The UCLA scientists have developed a flow reactor that takes in a continuous flow of seawater and runs it through a mesh charged at a specific electrical frequency to render the water alkaline. This kicks off a chemical reaction that combines the dissolved CO2 with naturally occurring calcium and magnesium abundant in seawater. The outcome is limestone and magnesite. This process is similar to how seashells form. The yielded minerals are durable, safe, and permanent. The seawater that flows out of the back end of the reactor is depleted of dissolved CO2 and thus ready to absorb more carbon from the skies. The only other byproduct is hydrogen, a clean fuel.

There are several key advantages to this approach. First, a given volume of seawater holds about 150 times more carbon than an equivalent volume of air. Second, it is a single-step carbon sequestration and storage (sCS2) process, unlike the multi-step atmospheric sequestering processes being explored. This simplification gives it economic and scalable benefits.

The oceans and the atmosphere work in a constant state of equilibrium. The oceans have countless plant-like organisms called phytoplankton that absorb CO2 through photosynthesis. As humans have pumped more carbon emissions into the atmosphere, the oceans have absorbed more carbon, making them more acidic and contributing to the die-off of coral reefs and threats to some shellfish.

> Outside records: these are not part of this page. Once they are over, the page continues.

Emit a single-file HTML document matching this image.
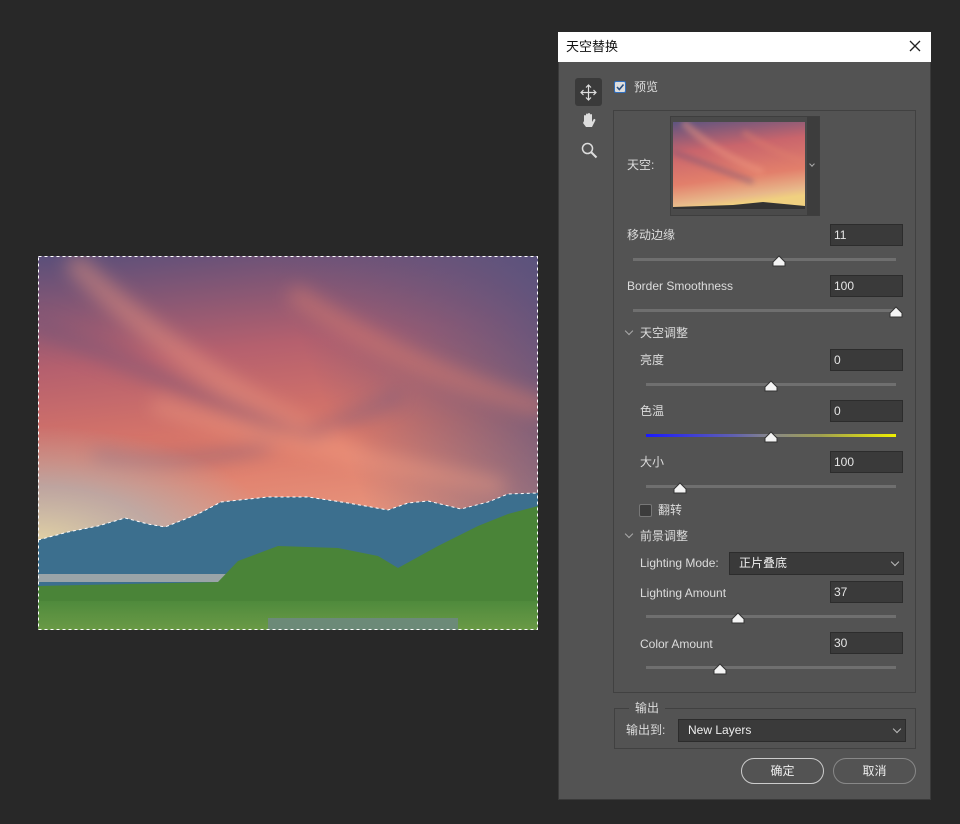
<!DOCTYPE html><html><head><meta charset="utf-8"><style>
*{margin:0;padding:0;box-sizing:border-box}
body{width:960px;height:824px;background:#282828;position:relative;overflow:hidden;font-family:"Liberation Sans","Noto Sans CJK SC",sans-serif;font-size:12px;color:#dcdcdc}
.a{position:absolute}
.t{position:absolute;line-height:14px;white-space:nowrap}
.in{position:absolute;width:73px;height:22px;background:#3a3a3a;border:1px solid #2c2c2c;padding:4px 0 0 3px;line-height:13px;color:#e6e6e6}
.tr{position:absolute;height:3px;background:#6f6f6f}
.sel{position:absolute;height:23px;background:#3a3a3a;border:1px solid #2c2c2c;padding:4px 0 0 9px;line-height:13px;color:#eee}
.sel:after{content:"";position:absolute;right:5px;top:6px;width:5px;height:5px;border-right:1px solid #bbb;border-bottom:1px solid #bbb;transform:rotate(45deg)}
.chev{position:absolute;width:6px;height:6px;border-right:1px solid #aaa;border-bottom:1px solid #aaa;transform:rotate(45deg)}
.btn{position:absolute;height:26px;border:1px solid #aaa;border-radius:13px;text-align:center;line-height:24px;color:#eee}
</style></head><body>
<svg class="a" style="left:38px;top:256px" width="500" height="374" viewBox="0 0 500 374">
<defs>
<linearGradient id="sk" x1="0" y1="0" x2="0.15" y2="1">
<stop offset="0" stop-color="#5a4f7a"/><stop offset="0.3" stop-color="#b5606e"/><stop offset="0.55" stop-color="#dc7868"/><stop offset="0.78" stop-color="#e8947c"/><stop offset="1" stop-color="#d0b898"/></linearGradient>
<linearGradient id="sk2" x1="1" y1="0" x2="0" y2="0.3"><stop offset="0" stop-color="#56527e" stop-opacity=".9"/><stop offset="0.5" stop-color="#56527e" stop-opacity="0"/></linearGradient>
<radialGradient id="lf" cx="0" cy="1" r="1"><stop offset="0" stop-color="#e6dca8" stop-opacity=".9"/><stop offset=".5" stop-color="#a8bcc0" stop-opacity=".6"/><stop offset="1" stop-color="#a8bcc0" stop-opacity="0"/></radialGradient>
<linearGradient id="gr" x1="0" y1="0" x2="0" y2="1"><stop offset="0" stop-color="#4f8a3c"/><stop offset="1" stop-color="#6a9a46"/></linearGradient>
<filter id="bl"><feGaussianBlur stdDeviation="9"/></filter>
</defs>
<rect width="500" height="374" fill="url(#sk)"/>
<rect width="500" height="374" fill="url(#sk2)"/>
<g fill="none" stroke-linecap="round" opacity=".45" filter="url(#bl)">
<path d="M40 10 Q150 120 320 200" stroke="#f19a80" stroke-width="22"/>
<path d="M0 70 Q120 120 260 180" stroke="#6e5278" stroke-width="16"/>
<path d="M60 200 Q200 220 360 140" stroke="#6e5a80" stroke-width="12"/>
<path d="M260 40 Q360 110 500 150" stroke="#e0806e" stroke-width="20"/>
<path d="M120 150 Q250 190 460 230" stroke="#f6a285" stroke-width="14"/>
</g>
<rect x="0" y="170" width="240" height="120" fill="url(#lf)"/>
<path d="M0 284 L30 276 L60 270 L87 262 L110 268 L127 271 L160 258 L183 246 L230 241 L270 241 L310 247 L350 254 L370 247 L390 245 L423 253 L450 246 L470 238 L500 237 L500 374 L0 374Z" fill="#3c6f8e"/>
<rect x="0" y="318" width="190" height="8" fill="#9aa4a8"/>
<path d="M0 330 L180 326 L200 305 L240 290 L300 292 L340 300 L360 312 L400 290 L440 270 L470 258 L500 250 L500 374 L0 374Z" fill="#4a8438"/>
<path d="M0 345 L500 345 L500 374 L0 374Z" fill="url(#gr)"/>
<rect x="230" y="362" width="190" height="12" fill="#6c8a78"/>
<rect x="0.5" y="0.5" width="499" height="373" fill="none" stroke="#fff" stroke-dasharray="3 3"/>
<path d="M0 284 L30 276 L60 270 L87 262 L110 268 L127 271 L160 258 L183 246 L230 241 L270 241 L310 247 L350 254 L370 247 L390 245 L423 253 L450 246 L470 238 L500 237" fill="none" stroke="#fff" stroke-dasharray="3 3"/>
</svg>

<div class="a" style="left:558px;top:32px;width:373px;height:768px;background:#535353;border:1px solid #3a3a3a"></div>
<div class="a" style="left:558px;top:32px;width:373px;height:30px;background:#fff"></div>
<div class="t" style="left:566px;top:40px;color:#111;font-size:13px">天空替换</div>
<svg class="a" style="left:909px;top:40px" width="12" height="12"><path d="M1 1L11 11M11 1L1 11" stroke="#222" stroke-width="1.3"/></svg>

<div class="a" style="left:575px;top:78px;width:27px;height:28px;background:#3a3a3a;border-radius:3px"></div>
<svg class="a" style="left:580px;top:84px" width="17" height="17" viewBox="0 0 17 17" fill="none" stroke="#ddd" stroke-width="1.2"><path d="M8.5 1V16M1 8.5H16M6 3.5L8.5 1L11 3.5M6 13.5L8.5 16L11 13.5M3.5 6L1 8.5L3.5 11M13.5 6L16 8.5L13.5 11"/></svg>
<svg class="a" style="left:581px;top:112px" width="16" height="18" viewBox="0 0 16 18"><path d="M3 9V4a1 1 0 0 1 2 0V8V2.5a1 1 0 0 1 2 0V8V2a1 1 0 0 1 2 0V8V3a1 1 0 0 1 2 0V10L12.5 7.5a1 1 0 0 1 1.8 1L11 15H5L2 11Z" fill="#ddd"/></svg>
<svg class="a" style="left:581px;top:142px" width="17" height="17" viewBox="0 0 17 17" fill="none" stroke="#ddd" stroke-width="1.5"><circle cx="6.5" cy="6.5" r="5"/><path d="M10 10L15.5 15.5" stroke-width="2"/></svg>

<div class="a" style="left:614px;top:81px;width:12px;height:12px;background:#ddd;border:1px solid #2f6fc0;border-radius:2px"></div>
<svg class="a" style="left:615px;top:82px" width="10" height="10"><path d="M2 5L4.3 7.5L8.5 2.5" stroke="#2a4f80" stroke-width="1.6" fill="none"/></svg>
<div class="t" style="left:634px;top:80px">预览</div>

<div class="a" style="left:613px;top:110px;width:303px;height:583px;border:1px solid #414141"></div>

<div class="t" style="left:627px;top:158px">天空:</div>
<div class="a" style="left:670px;top:116px;width:150px;height:100px;border:1px solid #3e3e3e;background:#4a4a4a"></div>
<svg class="a" style="left:673px;top:122px" width="132" height="87" viewBox="0 0 132 87">
<defs><linearGradient id="tg" x1="0" y1="0" x2="0.2" y2="1"><stop offset="0" stop-color="#5e5480"/><stop offset=".35" stop-color="#c9656c"/><stop offset=".7" stop-color="#e27f6b"/><stop offset=".92" stop-color="#e8b88a"/><stop offset="1" stop-color="#f0d080"/></linearGradient><filter id="b2"><feGaussianBlur stdDeviation="3"/></filter></defs>
<rect width="132" height="87" fill="url(#tg)"/>
<g fill="none" opacity=".45" filter="url(#b2)"><path d="M10 0 Q40 30 90 50" stroke="#f19a80" stroke-width="7"/><path d="M0 30 Q40 45 80 60" stroke="#6e5278" stroke-width="5"/><path d="M70 10 Q100 30 132 40" stroke="#e0806e" stroke-width="6"/></g>
<path d="M0 85 L60 83 L90 80 L132 84 L132 87 L0 87Z" fill="#333"/></svg>
<div class="a" style="left:807px;top:117px;width:12px;height:98px;background:#3d3d3d"></div>
<div class="chev" style="left:810px;top:162px;width:4px;height:4px"></div>

<div class="t" style="left:627px;top:228px">移动边缘</div>
<div class="in" style="left:830px;top:224px">11</div>
<div class="tr" style="left:633px;top:258px;width:263px"></div>
<div class="t" style="left:627px;top:279px">Border Smoothness</div>
<div class="in" style="left:830px;top:275px">100</div>
<div class="tr" style="left:633px;top:309px;width:263px"></div>

<div class="chev" style="left:626px;top:328px"></div>
<div class="t" style="left:640px;top:326px">天空调整</div>
<div class="t" style="left:640px;top:353px">亮度</div>
<div class="in" style="left:830px;top:349px">0</div>
<div class="tr" style="left:646px;top:383px;width:250px"></div>
<div class="t" style="left:640px;top:404px">色温</div>
<div class="in" style="left:830px;top:400px">0</div>
<div class="tr" style="left:646px;top:434px;width:250px;background:linear-gradient(90deg,#1a1aff,#6060b0 35%,#888 50%,#a0a050 70%,#f0f000)"></div>
<div class="t" style="left:640px;top:455px">大小</div>
<div class="in" style="left:830px;top:451px">100</div>
<div class="tr" style="left:646px;top:485px;width:250px"></div>
<div class="a" style="left:639px;top:504px;width:13px;height:13px;background:#3c3c3c;border:1px solid #777;border-radius:2px"></div>
<div class="t" style="left:658px;top:503px">翻转</div>

<div class="chev" style="left:626px;top:531px"></div>
<div class="t" style="left:640px;top:529px">前景调整</div>
<div class="t" style="left:640px;top:556px">Lighting Mode:</div>
<div class="sel" style="left:729px;top:552px;width:175px">正片叠底</div>
<div class="t" style="left:640px;top:586px">Lighting Amount</div>
<div class="in" style="left:830px;top:581px">37</div>
<div class="tr" style="left:646px;top:615px;width:250px"></div>
<div class="t" style="left:640px;top:637px">Color Amount</div>
<div class="in" style="left:830px;top:632px">30</div>
<div class="tr" style="left:646px;top:666px;width:250px"></div>

<div class="a" style="left:614px;top:708px;width:302px;height:41px;border:1px solid #414141"></div>
<div class="t" style="left:629px;top:701px;background:#535353;padding:0 6px">输出</div>
<div class="t" style="left:626px;top:723px">输出到:</div>
<div class="sel" style="left:678px;top:719px;width:228px">New Layers</div>

<div class="btn" style="left:741px;top:758px;width:83px;border-color:#ccc">确定</div>
<div class="btn" style="left:833px;top:758px;width:83px;border-color:#888">取消</div>

<svg class="a" style="left:0;top:0" width="960" height="824">
<defs><path id="k" d="M-6 5V1L0 -5L6 1V5Z" fill="#f4f4f4" stroke="#333" stroke-width="1"/></defs>
<use href="#k" x="779" y="261"/><use href="#k" x="896" y="312"/><use href="#k" x="771" y="386"/><use href="#k" x="771" y="437"/><use href="#k" x="680" y="488"/><use href="#k" x="738" y="618"/><use href="#k" x="720" y="669"/>
</svg>
</body></html>
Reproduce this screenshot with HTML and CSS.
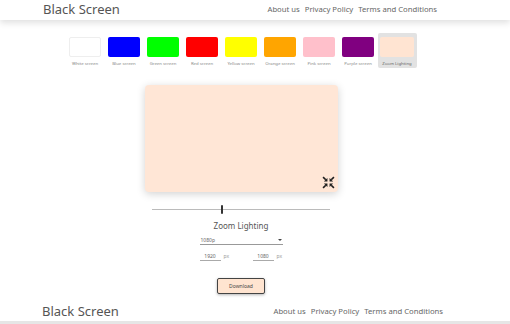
FILE: index.html
```html
<!DOCTYPE html>
<html>
<head>
    <title>Black Screen</title>
    <link rel="stylesheet" href="styles.css">
</head>
<body>
<div class="topbar">
    <div class="bar-inner">
        <span class="brand">Black Screen</span>
        <nav class="nav">
            <a href="#">About us</a>
            <a href="#">Privacy Policy</a>
            <a href="#">Terms and Conditions</a>
        </nav>
    </div>
</div>

<div class="main">
    <div class="palette">
        <div class="item"><div class="swatch white"></div><span>White screen</span></div>
        <div class="item"><div class="swatch blue"></div><span>Blue screen</span></div>
        <div class="item"><div class="swatch green"></div><span>Green screen</span></div>
        <div class="item"><div class="swatch red"></div><span>Red screen</span></div>
        <div class="item"><div class="swatch yellow"></div><span>Yellow screen</span></div>
        <div class="item"><div class="swatch orange"></div><span>Orange screen</span></div>
        <div class="item"><div class="swatch pink"></div><span>Pink screen</span></div>
        <div class="item"><div class="swatch purple"></div><span>Purple screen</span></div>
        <div class="item active"><div class="swatch peach"></div><span>Zoom Lighting</span></div>
    </div>

    <div class="preview">
        <svg class="fs-icon" viewBox="0 0 24 24" width="13" height="13">
            <g stroke="#1e1e1e" stroke-width="3" fill="#1e1e1e">
                <line x1="2" y1="2" x2="7" y2="7"/>
                <polygon points="10,10 10,3.5 3.5,10" stroke="none"/>
                <line x1="22" y1="2" x2="17" y2="7"/>
                <polygon points="14,10 14,3.5 20.5,10" stroke="none"/>
                <line x1="2" y1="22" x2="7" y2="17"/>
                <polygon points="10,14 10,20.5 3.5,14" stroke="none"/>
                <line x1="22" y1="22" x2="17" y2="17"/>
                <polygon points="14,14 14,20.5 20.5,14" stroke="none"/>
            </g>
        </svg>
    </div>

    <input class="slider" type="range" min="0" max="100" value="39">

    <div class="title">Zoom Lighting</div>

    <div class="select">
        <span>1080p</span>
        <span class="caret"></span>
    </div>

    <div class="sizes">
        <div class="size"><span class="num">1920</span><span class="unit">px</span></div>
        <div class="size"><span class="num">1080</span><span class="unit">px</span></div>
    </div>

    <button class="download">Download</button>
</div>

<div class="footer">
    <div class="bar-inner foot-inner">
        <span class="brand">Black Screen</span>
        <nav class="nav">
            <a href="#">About us</a>
            <a href="#">Privacy Policy</a>
            <a href="#">Terms and Conditions</a>
        </nav>
    </div>
</div>
</body>
</html>
```

FILE: styles.css
```css
body {
    margin: 0;
    font-family: "Noto Sans", sans-serif;
    color: #555;
    background: #fff;
}
.topbar {
    height: 20px;
    box-shadow: 0 3px 6px rgba(0, 0, 0, 0.12);
}
.bar-inner {
    height: 18px;
    width: 394px;
    margin-left: 43px;
    display: flex;
    justify-content: space-between;
    align-items: center;
}
.brand {
    font-size: 13px;
    color: #555;
    line-height: 1;
}
.nav {
    display: flex;
    gap: 5px;
    font-size: 7.7px;
}
.nav a {
    color: #666;
    text-decoration: none;
}

.main {
    width: 482px;
    display: flex;
    flex-direction: column;
    align-items: center;
}
.palette {
    display: flex;
    margin-top: 13px;
}
.item {
    width: 39px;
    height: 35px;
    box-sizing: border-box;
    padding-top: 4px;
    display: flex;
    flex-direction: column;
    align-items: center;
    border-radius: 2px;
}
.item span {
    font-size: 4.3px;
    color: #888;
    margin-top: 3px;
    white-space: nowrap;
}
.item.active { background: #e2e2e2; }
.item.active span { color: #666; }
.swatch {
    width: 32px;
    height: 20px;
    border-radius: 2px;
    box-sizing: border-box;
}
.white { background: #fff; border: 1px solid #eee; }
.blue { background: #0000ff; }
.green { background: #00ff00; }
.red { background: #ff0000; }
.yellow { background: #ffff00; }
.orange { background: #ffa500; }
.pink { background: #ffc0cb; }
.purple { background: #800080; }
.peach { background: #ffe4d2; width: 34px; }

.preview {
    width: 193px;
    height: 107px;
    margin-top: 17px;
    background: #ffe6d6;
    border-radius: 4px;
    box-shadow: 0 2px 8px rgba(0, 0, 0, 0.18);
    display: flex;
    justify-content: flex-end;
    align-items: flex-end;
}
.fs-icon {
    margin: 0 3px 3px 0;
}

.slider {
    -webkit-appearance: none;
    appearance: none;
    width: 178px;
    height: 1px;
    margin: 17px 0 0;
    background: #bbb;
    outline: none;
}
.slider::-webkit-slider-thumb {
    -webkit-appearance: none;
    width: 2px;
    height: 9px;
    background: #333;
    border-radius: 1px;
}

.title {
    font-size: 8px;
    margin-top: 10px;
    color: #555;
}

.select {
    width: 83px;
    margin-top: 6px;
    display: flex;
    justify-content: space-between;
    align-items: center;
    font-size: 5px;
    color: #666;
    border-bottom: 1px solid #999;
    padding: 0 1px 1px;
    box-sizing: border-box;
}
.caret {
    width: 0;
    height: 0;
    border-left: 2px solid transparent;
    border-right: 2px solid transparent;
    border-top: 2.5px solid #444;
}

.sizes {
    display: flex;
    gap: 23px;
    margin-top: 8px;
}
.size {
    display: flex;
    align-items: center;
    gap: 3px;
    font-size: 5px;
}
.num {
    width: 21px;
    text-align: center;
    color: #666;
    border-bottom: 1px solid #aaa;
    padding-bottom: 1px;
}
.unit {
    width: 6px;
    color: #999;
    margin-bottom: 2px;
}

.download {
    margin-top: 17px;
    width: 48px;
    height: 16px;
    background: #ffe4d0;
    border: 1.5px solid #444;
    border-radius: 2px;
    font-family: "Noto Sans", sans-serif;
    font-size: 5px;
    color: #444;
    box-shadow: 0 1px 3px rgba(0, 0, 0, 0.3);
    padding: 0;
}

.footer {
    margin-top: 8px;
    padding-bottom: 1px;
    border-bottom: 4px solid #e6e6e6;
}
.foot-inner {
    margin-left: 42px;
    width: 401px;
}
```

Many approaches to sequestration are needed and soon. The economics of various approaches will be key to which becomes ascendant. Drawing down a large percentage of the 37 billion metric tons of CO2 we produce annually is daunting. The single-step simplification of the UCLA approach, its scalability, its taking inspiration from nature, and the commercialization of the solid mineral and hydrogen by-products offer a major contribution to the race to capture carbon emissions.